2. Input Your Data: For each of the four combinations of factor levels (e.g., Low Dose-Male, Low Dose-Female, High Dose-Male, High Dose-Female), enter your numerical observations into the corresponding text area. Separate each number with a comma.
3. Click "Calculate ANOVA": The calculator will process your data and display an ANOVA table.
4. Interpret the Results: Examine the F-statistics and approximate P-values for Factor A, Factor B, and the Interaction.

Remember, a significant interaction effect means you should primarily focus on understanding the nature of that interaction, often by plotting the means or performing post-hoc tests, rather than solely interpreting the main effects.
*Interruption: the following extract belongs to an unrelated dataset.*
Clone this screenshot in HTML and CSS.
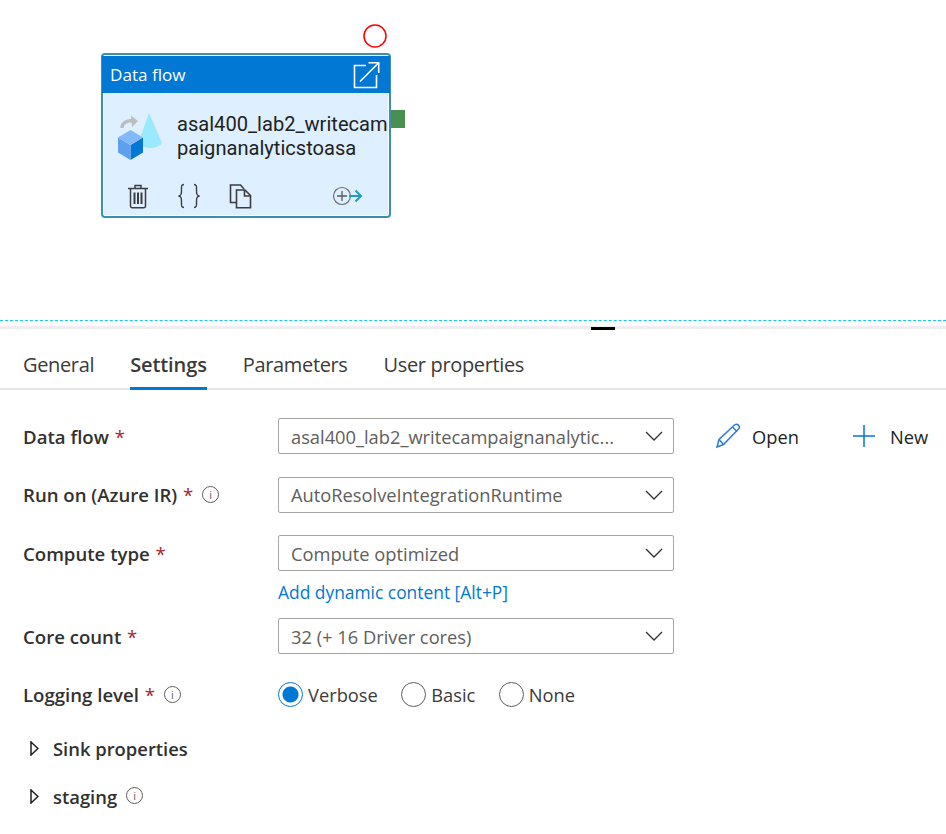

Limitations and Further Steps

While this calculator provides a useful tool for quick calculations and understanding, it has limitations:

• It currently supports only a 2x2 factorial design. More complex designs (e.g., 2x3, 3x3, or more factors) require more sophisticated software.
• The p-values provided are approximate, based on common significance levels. For rigorous academic or professional work, dedicated statistical software (like R, Python with SciPy, SPSS, SAS, or JASP) is essential, as it provides exact p-values and allows for assumption checks and post-hoc analyses.
• This calculator does not perform post-hoc tests, which are often necessary after a significant main effect or interaction to identify specific group differences.

For deeper analysis, consider learning a statistical programming language like R or Python, which offer extensive capabilities for ANOVA and other statistical modeling.

Conclusion

The two-way ANOVA is an invaluable statistical tool for dissecting the effects of multiple factors on an outcome, including their intricate interactions. By understanding its principles and utilizing tools like this calculator for initial exploration, you can gain meaningful insights from your experimental data. Always strive for robust statistical practices, including assumption checking and appropriate follow-up analyses, to ensure the validity of your conclusions.